Coordinated Strategies in Realistic Air Combat by Hierarchical Multi-Agent Reinforcement Learning
Ardian Selmonaj, Giacomo Del Rio, Adrian Schneider, Alessandro Antonucci
TL;DR
This work presents a hierarchical multi-agent reinforcement learning framework (HMARL) for realistic 3D air combat using JSBSim physics. By structuring decision making into low-level continuous control policies and high-level commander policies, the approach enables coordinated maneuvers while handling partial observability. It couples curriculum learning and league-play to progressively increase task difficulty and robustness, and introduces a multi-agent adaptation of Simple Policy Optimization (MA-SPO) within a centralized training and decentralized execution paradigm.

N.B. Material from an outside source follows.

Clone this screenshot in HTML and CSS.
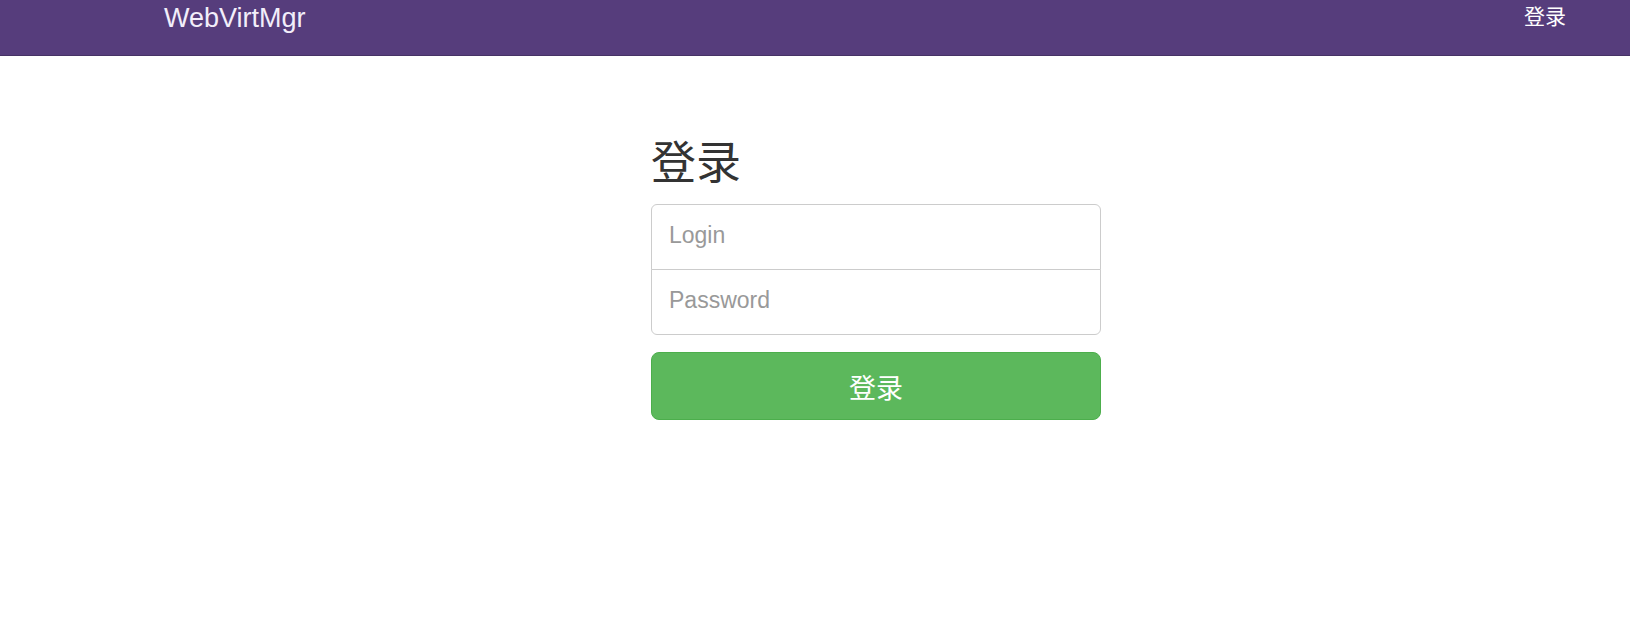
FILE: index.html
```html
<!DOCTYPE html>
<html lang="zh-CN">
<head>
<meta charset="utf-8">
<title>WebVirtMgr</title>
<link rel="stylesheet" href="styles.css">
</head>
<body>
<header class="navbar">
  <a class="brand" href="#">WebVirtMgr</a>
  <a class="nav-login" href="#">登录</a>
</header>
<main class="main">
  <form class="signin">
    <h2 class="signin-title">登录</h2>
    <div class="field-group">
      <input class="field field-top" type="text" placeholder="Login">
      <input class="field field-bottom" type="password" placeholder="Password">
    </div>
    <button class="btn-submit" type="button">登录</button>
  </form>
</main>
</body>
</html>
```

FILE: styles.css
```css
* { box-sizing: border-box; }
html, body { margin: 0; padding: 0; background: #fff; }
body {
  font-family: "Liberation Sans", Arial, "Noto Sans CJK SC", sans-serif;
  color: #333;
}
.navbar {
  height: 56px;
  background: #563d7c;
  border-bottom: 1px solid #463265;
  display: flex;
  justify-content: space-between;
  align-items: flex-start;
  padding: 0 64px 0 164px;
}
.brand {
  font-family: "Liberation Sans", Arial, sans-serif;
  font-size: 27px;
  line-height: 30px;
  padding-top: 3px;
  color: #f2eefa;
  text-decoration: none;
}
.nav-login {
  font-family: "Noto Sans CJK SC", sans-serif;
  font-size: 21px;
  line-height: 1;
  padding-top: 5px;
  color: #fff;
  text-decoration: none;
}
.main {
  display: flex;
  padding-left: 651px;
}
.signin {
  width: 450px;
  display: flex;
  flex-direction: column;
}
.signin-title {
  font-family: "Noto Sans CJK SC", sans-serif;
  font-weight: 400;
  font-size: 45px;
  line-height: 1;
  margin: 81px 0 22px 0;
  color: #333;
}
.field-group {
  display: flex;
  flex-direction: column;
}
.field {
  font-family: "Liberation Sans", Arial, sans-serif;
  font-size: 23px;
  height: 66px;
  padding: 14px 17px 18px 17px;
  border: 1px solid #ccc;
  color: #555;
  background: #fff;
  outline: none;
}
.field::placeholder { color: #999; }
.field-top { border-radius: 6px 6px 0 0; }
.field-bottom { border-radius: 0 0 6px 6px; margin-top: -1px; }
.btn-submit {
  margin-top: 17px;
  height: 68px;
  background: #5cb85c;
  border: 1px solid #4cae4c;
  border-radius: 8px;
  color: #fff;
  font-family: "Noto Sans CJK SC", sans-serif;
  font-size: 27px;
  line-height: 1;
  padding: 0;
}
```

Experiments across varied team sizes show that hierarchical agents achieve superior combat performance and resilience compared with non-hierarchical baselines, including strong performance in large-scale engagements. The framework advances realism and coordination in air combat MARL and provides a foundation for sim-to-real transfer, human–AI collaboration, and further tactical planning research.
Abstract
Achieving mission objectives in a realistic simulation of aerial combat is highly challenging due to imperfect situational awareness and nonlinear flight dynamics. In this work, we introduce a novel 3D multi-agent air combat environment and a Hierarchical Multi-Agent Reinforcement Learning framework to tackle these challenges. Our approach combines heterogeneous agent dynamics, curriculum learning, league-play, and a newly adapted training algorithm. To this end, the decision-making process is organized into two abstraction levels: low-level policies learn precise control maneuvers, while high-level policies issue tactical commands based on mission objectives. Empirical results show that our hierarchical approach improves both learning efficiency and combat performance in complex dogfight scenarios.